Now we can find the answer with the relationship between coefficients and determinants.

**Step 1: Determine the objective of the problem and the solution needed**

Our aim is to find the quadratic equation of the roots y^{2 }and z^{2}

The quadratic equation we are looking for we be in the form

X^{2} – (y^{2} + z^{2})x + (y^{2}z^{2}) = 0

It is important not to forget this as it will guide our calculations.

So our aim is to find

y^{2} + z^{2} and y^{2}z^{2} = 0

**Step 2: write out all the variables and what they represent**

a = 1. b = -3, c = – 5

also, y, z, y^{2} and z^{2} are all unknown

**Step 3: find y ^{2}z^{2}**

Recall that;

yz = c/a ….. (vi)

as such

yz = – 5/1 = -5

since yz = 5,

(yz)^{2} = y^{2}z^{2} = (- 5)^{2} = 25

That is mission accomplished.

**Step 4: find y ^{2} + z^{2}**

Y + z = – b/a …… (v)

as such

y + z = – (-3)/1 = 3

now following the answer y + z = 3,

(y + z)^{2} = 3^{2} = 9

It is important to also note that

(z + y)^{2} = y^{2} + 2yz + z^{2}

9 = y^{2} + 2 (-5) + z^{2}

9 = y^{2} – 10 + z^{2}

y^{2} + z^{2} = 19

so we have achieved our aim.

**Step 5:** **Re arrange into the desired quadratic equation.**

y^{2} + z^{2} and y^{2}z^{2} and we have done so.

y^{2} + z^{2} = 19

y^{2}z^{2} = 25

We will rearrange into the unknown quadratic equation we need to find

X^{2} – (y^{2} + z^{2})x + (y^{2}z^{2}) = 0

Implies

X^{2} – 19x + 25 = 0

So we have solved the problem.

Students can go further by using the general formula to find y and z as an assignment.

**Conclusion**

The relationship between coefficients and roots is very important in helping people know exactly how the quadratic equation and its solutions work.
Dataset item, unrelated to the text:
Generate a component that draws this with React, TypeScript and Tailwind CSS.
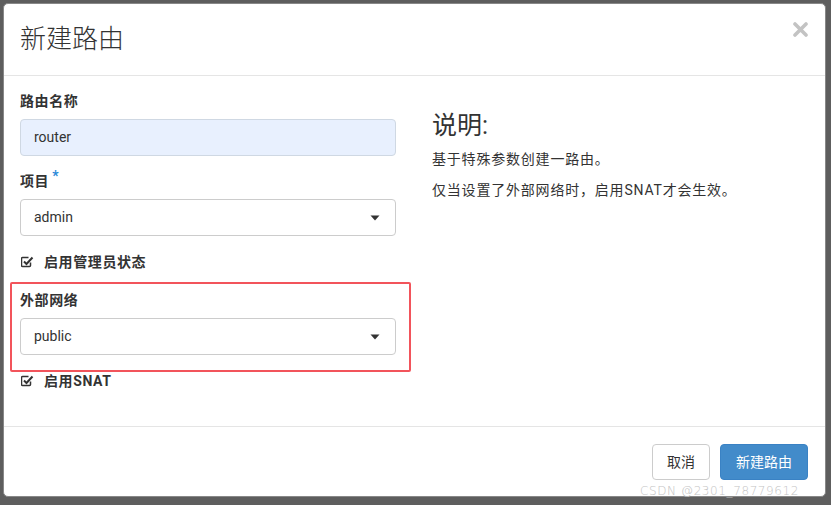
import React from "react";

const font = { fontFamily: 'Roboto, "Noto Sans CJK SC", sans-serif' };

const Caret = () => (
  <svg width="10" height="6" viewBox="0 0 10 6" className="text-[#333]">
    <path d="M0.5 0.5h9L5 5.5z" fill="currentColor" />
  </svg>
);

const CheckIcon = () => (
  <svg width="13" height="12" viewBox="0 0 13 12" fill="none" stroke="#333" strokeWidth="1.5">
    <path d="M9.5 6.5v3a1 1 0 0 1-1 1h-7a1 1 0 0 1-1-1v-7a1 1 0 0 1 1-1h6" />
    <path d="M3 5.5l2.5 2.5 6-6.5" strokeWidth="2" />
  </svg>
);

const Select = ({ value }: { value: string }) => (
  <div className="mt-2 h-[37px] flex items-center justify-between rounded-[4px] border border-[#cccccc] bg-white pl-[13px] pr-[15px] text-[14px] text-[#333]">
    <span>{value}</span>
    <Caret />
  </div>
);

const Check = ({ label }: { label: string }) => (
  <div className="flex items-center h-5 pl-[1px] text-[14px] font-bold text-[#333] tracking-[0.6px]">
    <CheckIcon />
    <span className="ml-[10px]">{label}</span>
  </div>
);

export default function App() {
  return (
    <div className="w-[831px] h-[505px] bg-[#5e5e5e] pt-[3px] pl-[3px] pr-[5px] pb-[8px]" style={font}>
      <div className="relative h-full bg-white rounded-[5px] border border-[#888] flex flex-col">
        {/* header */}
        <div className="h-[72px] flex items-center justify-between border-b border-[#e5e5e5] pl-[16px] pr-[17px]">
          <h1 className="text-[26px] font-light text-[#333]">新建路由</h1>
          <svg width="15" height="15" viewBox="0 0 15 15" className="-mt-[20px]">
            <path d="M2 2l11 11M13 2L2 13" stroke="#c3c3c3" strokeWidth="3.6" strokeLinecap="round" />
          </svg>
        </div>

        {/* body */}
        <div className="flex-1 flex pl-[16px] border-b border-[#e5e5e5]">
          <div className="relative w-[376px] pt-[15px]">
            <label className="block h-5 leading-5 text-[14px] font-bold text-[#333] tracking-[0.6px]">路由名称</label>
            <div className="mt-2 h-[37px] flex items-center rounded-[4px] border border-[#cfd8e3] bg-[#e8f0fe] pl-[13px] text-[14px] text-[#333]">
              router
            </div>

            <label className="mt-[15px] block h-5 leading-5 text-[14px] font-bold text-[#333] tracking-[0.6px]">
              项目<span className="relative -top-[5px] ml-[3px] text-[#2b88d8]">*</span>
            </label>
            <Select value="admin" />

            <div className="mt-[16px]">
              <Check label="启用管理员状态" />
            </div>

            <label className="mt-[18px] block h-5 leading-5 text-[14px] font-bold text-[#333] tracking-[0.6px]">外部网络</label>
            <Select value="public" />

            <div className="mt-[16px]">
              <Check label="启用SNAT" />
            </div>

            {/* annotation box */}
            <div className="absolute left-[-10px] top-[206px] w-[401px] h-[90px] border-2 border-[#f2545b] rounded-[2px] pointer-events-none" />
          </div>

          <div className="ml-[36px] pt-[34px] text-[#333]">
            <h2 className="h-8 leading-8 text-[25px] font-normal">说明:</h2>
            <p className="mt-[7px] h-5 leading-5 text-[14px] tracking-[0.8px]">基于特殊参数创建一路由。</p>
            <p className="mt-[11px] h-5 leading-5 text-[14px] tracking-[0.8px]">仅当设置了外部网络时，启用SNAT才会生效。</p>
          </div>
        </div>

        {/* footer */}
        <div className="h-[69px] flex justify-end gap-[10px] pt-[17px] pr-[17px]">
          <button className="h-[36px] w-[58px] rounded-[4px] border border-[#cccccc] bg-white text-[14px] text-[#333]">取消</button>
          <button className="h-[36px] w-[88px] rounded-[4px] border border-[#3a82c4] bg-[#428bca] text-[14px] text-white">新建路由</button>
        </div>

        <div className="absolute left-[636px] top-[478px] text-[#c4c4c4] font-light tracking-[0.6px] whitespace-nowrap" style={{ fontFamily: '"DejaVu Sans", sans-serif', fontSize: 12 }}>
          CSDN @2301_78779612
        </div>
      </div>
    </div>
  );
}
The basic understanding of quadratic equations gives a glimpse of how coefficients and roots are related. However, not much is shown. This piece has highlighted this relationship and how it can help students derive quadratic equations with no known roots. Questions that may require a good grasp of coefficients and roots often appear in exams and tests, and this piece has comprehensively handled the topic to help students pass well.